* Begin *

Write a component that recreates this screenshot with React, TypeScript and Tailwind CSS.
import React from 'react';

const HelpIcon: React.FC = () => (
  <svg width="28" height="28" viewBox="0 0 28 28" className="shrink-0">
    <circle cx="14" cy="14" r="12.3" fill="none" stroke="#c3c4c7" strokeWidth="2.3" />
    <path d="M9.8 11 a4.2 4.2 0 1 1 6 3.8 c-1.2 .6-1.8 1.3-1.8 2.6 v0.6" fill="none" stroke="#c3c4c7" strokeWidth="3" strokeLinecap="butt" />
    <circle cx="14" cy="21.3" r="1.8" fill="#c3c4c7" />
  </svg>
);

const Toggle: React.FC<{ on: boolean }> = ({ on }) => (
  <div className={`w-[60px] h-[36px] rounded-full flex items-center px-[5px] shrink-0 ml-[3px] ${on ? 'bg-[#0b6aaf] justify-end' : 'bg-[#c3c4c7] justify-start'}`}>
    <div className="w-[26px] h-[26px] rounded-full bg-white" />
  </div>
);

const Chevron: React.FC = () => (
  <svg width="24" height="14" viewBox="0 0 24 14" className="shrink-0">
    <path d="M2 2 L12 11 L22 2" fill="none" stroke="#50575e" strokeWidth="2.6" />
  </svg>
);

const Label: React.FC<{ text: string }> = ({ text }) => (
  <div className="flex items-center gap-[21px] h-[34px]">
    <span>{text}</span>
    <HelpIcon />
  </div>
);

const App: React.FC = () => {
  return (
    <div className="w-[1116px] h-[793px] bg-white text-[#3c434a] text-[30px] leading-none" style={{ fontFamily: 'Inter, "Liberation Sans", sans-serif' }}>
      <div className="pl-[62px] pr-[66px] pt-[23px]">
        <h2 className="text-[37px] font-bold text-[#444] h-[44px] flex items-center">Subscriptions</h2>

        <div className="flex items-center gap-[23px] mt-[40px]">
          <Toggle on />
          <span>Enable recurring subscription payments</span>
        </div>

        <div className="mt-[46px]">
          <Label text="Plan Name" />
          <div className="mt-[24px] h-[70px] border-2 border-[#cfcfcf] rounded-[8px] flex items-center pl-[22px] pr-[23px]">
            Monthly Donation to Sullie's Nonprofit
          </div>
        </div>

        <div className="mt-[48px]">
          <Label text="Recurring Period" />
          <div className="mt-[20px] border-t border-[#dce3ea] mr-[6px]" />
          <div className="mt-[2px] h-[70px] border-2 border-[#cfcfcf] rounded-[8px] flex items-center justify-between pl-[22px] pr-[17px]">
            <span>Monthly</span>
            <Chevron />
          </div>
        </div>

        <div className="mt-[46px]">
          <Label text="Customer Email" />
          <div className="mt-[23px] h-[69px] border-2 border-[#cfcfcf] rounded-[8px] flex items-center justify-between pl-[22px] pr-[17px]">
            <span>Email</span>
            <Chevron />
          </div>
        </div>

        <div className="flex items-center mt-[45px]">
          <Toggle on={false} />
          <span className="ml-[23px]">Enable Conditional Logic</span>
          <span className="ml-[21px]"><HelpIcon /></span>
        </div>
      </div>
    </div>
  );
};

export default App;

* End *

**TASK BRIEF:** Output the full listing without altering anything.

**TASK RESPONSE:**
Write a component that recreates this screenshot with React, TypeScript and Tailwind CSS.
import React from 'react';

const HelpIcon: React.FC = () => (
  <svg width="28" height="28" viewBox="0 0 28 28" className="shrink-0">
    <circle cx="14" cy="14" r="12.3" fill="none" stroke="#c3c4c7" strokeWidth="2.3" />
    <path d="M9.8 11 a4.2 4.2 0 1 1 6 3.8 c-1.2 .6-1.8 1.3-1.8 2.6 v0.6" fill="none" stroke="#c3c4c7" strokeWidth="3" strokeLinecap="butt" />
    <circle cx="14" cy="21.3" r="1.8" fill="#c3c4c7" />
  </svg>
);

const Toggle: React.FC<{ on: boolean }> = ({ on }) => (
  <div className={`w-[60px] h-[36px] rounded-full flex items-center px-[5px] shrink-0 ml-[3px] ${on ? 'bg-[#0b6aaf] justify-end' : 'bg-[#c3c4c7] justify-start'}`}>
    <div className="w-[26px] h-[26px] rounded-full bg-white" />
  </div>
);

const Chevron: React.FC = () => (
  <svg width="24" height="14" viewBox="0 0 24 14" className="shrink-0">
    <path d="M2 2 L12 11 L22 2" fill="none" stroke="#50575e" strokeWidth="2.6" />
  </svg>
);

const Label: React.FC<{ text: string }> = ({ text }) => (
  <div className="flex items-center gap-[21px] h-[34px]">
    <span>{text}</span>
    <HelpIcon />
  </div>
);

const App: React.FC = () => {
  return (
    <div className="w-[1116px] h-[793px] bg-white text-[#3c434a] text-[30px] leading-none" style={{ fontFamily: 'Inter, "Liberation Sans", sans-serif' }}>
      <div className="pl-[62px] pr-[66px] pt-[23px]">
        <h2 className="text-[37px] font-bold text-[#444] h-[44px] flex items-center">Subscriptions</h2>

        <div className="flex items-center gap-[23px] mt-[40px]">
          <Toggle on />
          <span>Enable recurring subscription payments</span>
        </div>

        <div className="mt-[46px]">
          <Label text="Plan Name" />
          <div className="mt-[24px] h-[70px] border-2 border-[#cfcfcf] rounded-[8px] flex items-center pl-[22px] pr-[23px]">
            Monthly Donation to Sullie's Nonprofit
          </div>
        </div>

        <div className="mt-[48px]">
          <Label text="Recurring Period" />
          <div className="mt-[20px] border-t border-[#dce3ea] mr-[6px]" />
          <div className="mt-[2px] h-[70px] border-2 border-[#cfcfcf] rounded-[8px] flex items-center justify-between pl-[22px] pr-[17px]">
            <span>Monthly</span>
            <Chevron />
          </div>
        </div>

        <div className="mt-[46px]">
          <Label text="Customer Email" />
          <div className="mt-[23px] h-[69px] border-2 border-[#cfcfcf] rounded-[8px] flex items-center justify-between pl-[22px] pr-[17px]">
            <span>Email</span>
            <Chevron />
          </div>
        </div>

        <div className="flex items-center mt-[45px]">
          <Toggle on={false} />
          <span className="ml-[23px]">Enable Conditional Logic</span>
          <span className="ml-[21px]"><HelpIcon /></span>
        </div>
      </div>
    </div>
  );
};

export default App;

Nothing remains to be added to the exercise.